#### Materials provided ####

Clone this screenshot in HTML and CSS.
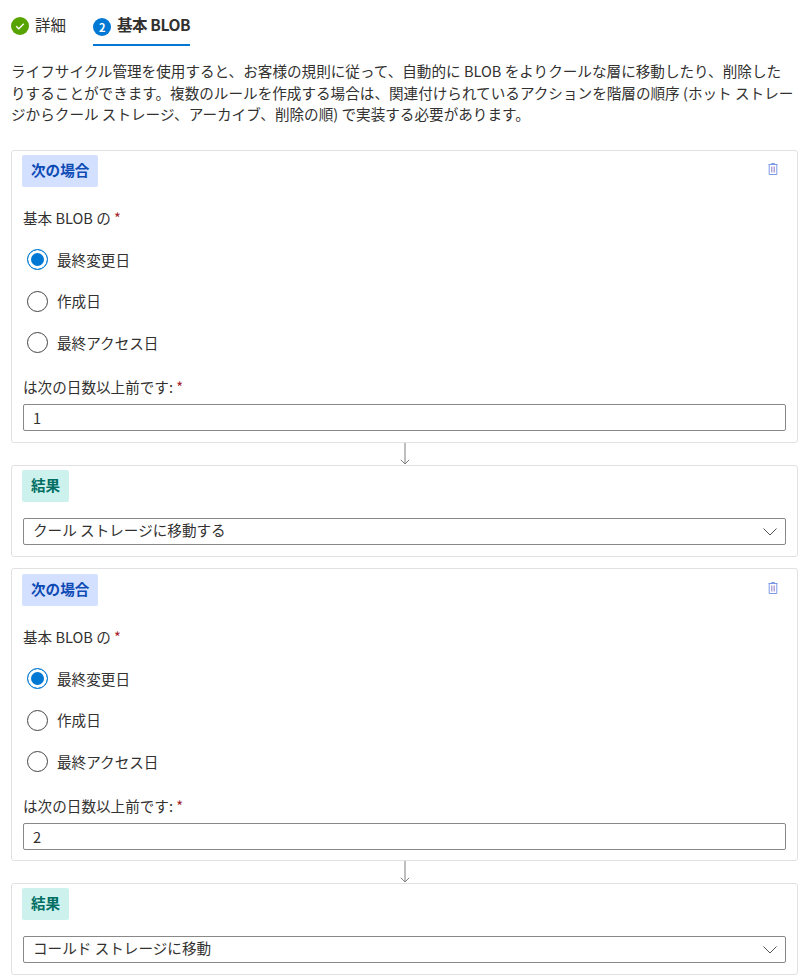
FILE: index.html
```html
<!DOCTYPE html>
<html lang="ja">
<head>
    <meta charset="UTF-8">
    <meta name="viewport" content="width=device-width, initial-scale=1.0">
    <title>基本 BLOB</title>
    <link rel="stylesheet" href="styles.css">
</head>
<body>
    <div class="steps">
        <div class="step">
            <svg class="step-icon" viewBox="0 0 18 18" width="18" height="18">
                <circle cx="9" cy="9" r="9" fill="#57a300"/>
                <path d="M5.2 9.3l2.6 2.5 5-5" fill="none" stroke="#fff" stroke-width="1.4"/>
            </svg>
            <span>詳細</span>
        </div>
        <div class="step step-active">
            <span class="step-num">2</span>
            <span>基本 BLOB</span>
        </div>
    </div>

    <p class="intro">ライフサイクル管理を使用すると、お客様の規則に従って、自動的に BLOB をよりクールな層に移動したり、削除したりすることができます。複数のルールを作成する場合は、関連付けられているアクションを階層の順序 (ホット ストレージからクール ストレージ、アーカイブ、削除の順) で実装する必要があります。</p>

    <div class="card card-if">
        <div class="card-head">
            <span class="tag tag-if">次の場合</span>
            <svg class="trash" viewBox="0 0 10 12" width="10" height="12">
                <path d="M3.5 1.5v-1h3v1M.5 1.5h9M1.2 1.5v10h7.6v-10" fill="none" stroke="#7a9ae8"/>
                <path d="M3.5 3.5v6M5 3.5v6M6.5 3.5v6" fill="none" stroke="#b3a6d8"/>
            </svg>
        </div>
        <div class="field-label">基本 BLOB の <span class="req">*</span></div>
        <div class="radios">
            <div class="radio-row"><span class="radio radio-on"></span>最終変更日</div>
            <div class="radio-row"><span class="radio"></span>作成日</div>
            <div class="radio-row"><span class="radio"></span>最終アクセス日</div>
        </div>
        <div class="field-label field-days">は次の日数以上前です: <span class="req">*</span></div>
        <div class="box">1</div>
    </div>

    <div class="arrow">
        <svg viewBox="0 0 10 22" width="10" height="22">
            <path d="M5 0v21M.8 16.8L5 21l4.2-4.2" fill="none" stroke="#7f7f7f"/>
        </svg>
    </div>

    <div class="card card-then">
        <div class="card-head">
            <span class="tag tag-then">結果</span>
        </div>
        <div class="box box-select">
            クール ストレージに移動する
            <svg viewBox="0 0 14 8" width="14" height="8">
                <path d="M.5.5L7 7l6.5-6.5" fill="none" stroke="#555"/>
            </svg>
        </div>
    </div>

    <div class="card card-if card-next">
        <div class="card-head">
            <span class="tag tag-if">次の場合</span>
            <svg class="trash" viewBox="0 0 10 12" width="10" height="12">
                <path d="M3.5 1.5v-1h3v1M.5 1.5h9M1.2 1.5v10h7.6v-10" fill="none" stroke="#7a9ae8"/>
                <path d="M3.5 3.5v6M5 3.5v6M6.5 3.5v6" fill="none" stroke="#b3a6d8"/>
            </svg>
        </div>
        <div class="field-label">基本 BLOB の <span class="req">*</span></div>
        <div class="radios">
            <div class="radio-row"><span class="radio radio-on"></span>最終変更日</div>
            <div class="radio-row"><span class="radio"></span>作成日</div>
            <div class="radio-row"><span class="radio"></span>最終アクセス日</div>
        </div>
        <div class="field-label field-days">は次の日数以上前です: <span class="req">*</span></div>
        <div class="box">2</div>
    </div>

    <div class="arrow">
        <svg viewBox="0 0 10 22" width="10" height="22">
            <path d="M5 0v21M.8 16.8L5 21l4.2-4.2" fill="none" stroke="#7f7f7f"/>
        </svg>
    </div>

    <div class="card card-then">
        <div class="card-head">
            <span class="tag tag-then">結果</span>
        </div>
        <div class="box box-select">
            コールド ストレージに移動
            <svg viewBox="0 0 14 8" width="14" height="8">
                <path d="M.5.5L7 7l6.5-6.5" fill="none" stroke="#555"/>
            </svg>
        </div>
    </div>
</body>
</html>
```

FILE: styles.css
```css
html, body {
    height: 975px;
    overflow: hidden;
}
body {
    font-family: "Noto Sans CJK JP", "Noto Sans", sans-serif;
    font-size: 14.6px;
    line-height: 20px;
    margin: 0;
    padding: 0 2px 0 11px;
    background-color: #fff;
    color: #323130;
}
.steps {
    display: flex;
    height: 46px;
    gap: 27px;
    box-sizing: border-box;
    font-size: 15.5px;
}
.step {
    display: flex;
    align-items: flex-start;
    gap: 6px;
    padding-top: 14px;
}
.step-icon {
    margin-top: 3px;
}
.step-active {
    font-weight: 700;
    border-bottom: 2px solid #0078d4;
    letter-spacing: -0.4px;
}
.step-num {
    width: 18px;
    height: 18px;
    margin-top: 4px;
    border-radius: 50%;
    background-color: #0078d4;
    color: #fff;
    font-size: 11px;
    line-height: 18px;
    text-align: center;
}
.intro {
    margin: 14px 0 0;
    height: 90px;
    line-height: 21.7px;
    width: 783px;
}
.card {
    box-sizing: border-box;
    border: 1px solid #e1e1e1;
    border-radius: 3px;
    padding: 4px 11px 11px;
}
.card-if {
    height: 293px;
}
.card-then {
    height: 92px;
}
.card-next {
    margin-top: 11px;
    padding-top: 5px;
}
.card-head {
    display: flex;
    justify-content: space-between;
    align-items: flex-start;
}
.card-then .card-head {
    margin-bottom: 16px;
}
.tag {
    height: 32px;
    padding: 0 9px;
    margin-left: -1px;
    border-radius: 2px;
    font-weight: 700;
    line-height: 30px;
}
.tag-if {
    background-color: #d3e0ff;
    color: #0e4bb5;
}
.tag-then {
    background-color: #cdf2ee;
    color: #006e63;
}
.trash {
    margin: 8px 8px 0 0;
}
.field-label {
    margin-top: 21px;
}
.req {
    color: #a4262c;
}
.radios {
    margin: 11px 0 0 4px;
}
.radio-row {
    display: flex;
    align-items: center;
    gap: 9px;
    height: 41.5px;
}
.radio {
    box-sizing: border-box;
    width: 21px;
    height: 21px;
    border: 1px solid #444;
    border-radius: 50%;
    background-color: #fff;
}
.radio-on {
    border-color: #0078d4;
    background-color: #0078d4;
    box-shadow: inset 0 0 0 3px #fff;
}
.field-days {
    margin-top: 13px;
}
.box {
    box-sizing: border-box;
    height: 27px;
    margin-top: 7px;
    padding: 0 9px;
    border: 1px solid #8a8886;
    border-radius: 2px;
    line-height: 25px;
}
.box-select {
    display: flex;
    justify-content: space-between;
    align-items: center;
    margin-top: 0;
    padding-right: 8px;
    line-height: 22px;
    padding-bottom: 4px;
}
.box-select svg {
    margin-top: 4px;
}
.arrow {
    display: flex;
    justify-content: center;
    height: 22px;
}
```
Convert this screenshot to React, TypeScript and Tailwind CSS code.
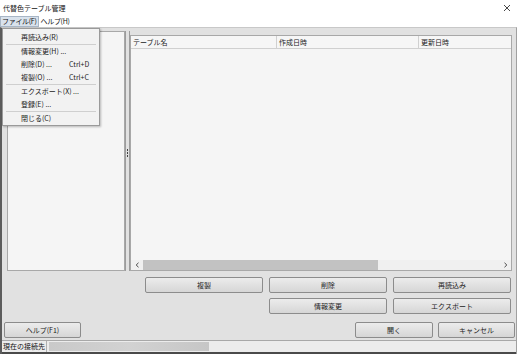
import React from 'react';

const font = { fontFamily: '"Noto Sans CJK JP", "Noto Sans", sans-serif' };

function Btn({ label, w }: { label: string; w: string }) {
  return (
    <div
      className={`${w} h-[16px] flex items-center justify-center rounded-[2px] border border-[#8c8c8c] bg-gradient-to-b from-[#ececec] to-[#d6d6d6] text-[7px] text-[#222] leading-none whitespace-nowrap`}
    >
      {label}
    </div>
  );
}

function MenuItem({ label, accel }: { label: string; accel?: string }) {
  return (
    <div className="h-[13px] flex items-center pl-[18px] pr-[5px] text-[7px] text-[#222] leading-none whitespace-nowrap">
      <span className="flex-1">{label}</span>
      {accel && <span className="w-[25px]">{accel}</span>}
    </div>
  );
}

function Sep() {
  return <div className="h-px mx-[3px] bg-[#cfcfcf]" />;
}

export default function App() {
  return (
    <div className="relative w-[517px] h-[354px] flex flex-col bg-[#e1e1e1] overflow-hidden select-none" style={font}>
      {/* title bar */}
      <div className="h-[16px] bg-white flex items-center justify-between pl-[3px] pr-[6px] text-[7px] text-[#111] leading-none">
        <span>代替色テーブル管理</span>
        <svg width="8" height="8" viewBox="0 0 8 8" className="stroke-[#333]">
          <path d="M1 1 L7 7 M7 1 L1 7" strokeWidth="0.9" />
        </svg>
      </div>

      {/* menu bar */}
      <div className="h-[11px] bg-white flex items-stretch text-[7px] text-[#111] leading-none whitespace-nowrap tracking-[-0.3px]">
        <div className="flex items-center px-[1px] bg-[#d9e2ec] border border-[#a8b6c6]">ファイル(F)</div>
        <div className="flex items-center pl-[2px]">ヘルプ(H)</div>
      </div>

      {/* body */}
      <div className="flex-1 flex flex-col border-l-2 border-l-[#5c5c5c] border-r border-r-[#a0a0a0] border-t border-t-[#c8c8c8] bg-[#e1e1e1]">
        <div className="h-[3px]" />
        <div className="flex h-[240px] pl-[5px]">
          {/* left panel */}
          <div className="w-[118px] h-full border border-[#a8a8a8] bg-[#f5f5f5]" />
          {/* splitter */}
          <div className="w-[5px] h-full flex justify-between">
            <div className="w-px bg-[#9c9c9c]" />
            <div className="flex flex-col justify-center gap-[1px] pt-[4px]">
              <div className="w-[1px] h-[2px] bg-[#444]" />
              <div className="w-[1px] h-[2px] bg-[#444]" />
              <div className="w-[1px] h-[2px] bg-[#444]" />
            </div>
            <div className="w-px bg-[#9c9c9c]" />
          </div>
          {/* table */}
          <div className="mt-[4px] w-[382px] h-[236px] border border-[#a8a8a8] bg-[#f5f5f5] flex flex-col">
            <div className="h-[13px] flex bg-[#f6f6f6] border-b border-[#d0d0d0] text-[7px] text-[#222] leading-none whitespace-nowrap">
              <div className="w-[146px] flex items-center pl-[2px] border-r border-[#d0d0d0]">テーブル名</div>
              <div className="w-[142px] flex items-center pl-[2px] border-r border-[#d0d0d0]">作成日時</div>
              <div className="flex-1 flex items-center pl-[2px]">更新日時</div>
            </div>
            <div className="flex-1" />
            {/* horizontal scrollbar */}
            <div className="h-[10px] flex items-center bg-[#f0f0f0]">
              <div className="w-[12px] flex justify-center">
                <svg width="5" height="6" viewBox="0 0 5 6"><path d="M3.5 0.8 L1.2 3 L3.5 5.2" fill="none" stroke="#444" strokeWidth="1" /></svg>
              </div>
              <div className="w-[235px] h-[10px] bg-[#c2c2c2]" />
              <div className="flex-1" />
              <div className="w-[12px] flex justify-center">
                <svg width="5" height="6" viewBox="0 0 5 6"><path d="M1.5 0.8 L3.8 3 L1.5 5.2" fill="none" stroke="#444" strokeWidth="1" /></svg>
              </div>
            </div>
          </div>
        </div>

        {/* button rows */}
        <div className="mt-[6px] flex gap-[6px] pl-[143px]">
          <Btn label="複製" w="w-[118px]" />
          <Btn label="削除" w="w-[118px]" />
          <Btn label="再読込み" w="w-[118px]" />
        </div>
        <div className="mt-[5px] flex gap-[6px] pl-[267px]">
          <Btn label="情報変更" w="w-[118px]" />
          <Btn label="エクスポート" w="w-[118px]" />
        </div>
        <div className="mt-[8px] flex pl-[2px]">
          <Btn label="ヘルプ(F1)" w="w-[77px]" />
          <div className="flex-1" />
          <Btn label="開く" w="w-[78px]" />
          <div className="w-[5px]" />
          <Btn label="キャンセル" w="w-[77px]" />
          <div className="w-[1px]" />
        </div>
        <div className="flex-1" />
        {/* status bar */}
        <div className="h-[14px] flex items-center border-t border-[#a8a8a8] border-b-2 border-b-[#4a4a4a] bg-[#ececec] text-[7px] text-[#111] leading-none whitespace-nowrap">
          <div className="h-full flex items-center px-[1px] border-r border-[#b0b0b0]">現在の接続先</div>
          <div className="ml-[2px] w-[160px] h-[9px] bg-gradient-to-r from-[#c9c9c9] via-[#d2d2d2] to-[#c6c6c6]" />
        </div>
      </div>

      {/* open file menu */}
      <div className="absolute left-[2px] top-[28px] w-[98px] h-[98px] bg-[#f2f2f2] border border-[#9a9a9a] shadow-[1px_1px_2px_rgba(0,0,0,0.25)] pt-[2px]">
        <MenuItem label="再読込み(R)" />
        <Sep />
        <MenuItem label="情報変更(H) ..." />
        <MenuItem label="削除(D) ..." accel="Ctrl+D" />
        <MenuItem label="複製(O) ..." accel="Ctrl+C" />
        <Sep />
        <MenuItem label="エクスポート(X) ..." />
        <MenuItem label="登録(E) ..." />
        <Sep />
        <MenuItem label="閉じる(C)" />
      </div>
    </div>
  );
}
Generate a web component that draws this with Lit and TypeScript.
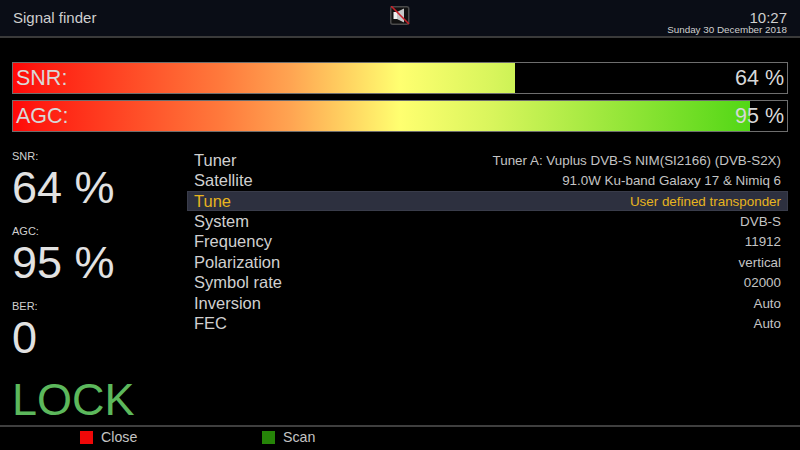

####

=== Written instruction ===
In the records above, locate each line with the word "screenshot". Copy all such lines.

=== Answer for this exercise ===
Clone this screenshot in HTML and CSS.
Convert this screenshot to React, TypeScript and Tailwind CSS code.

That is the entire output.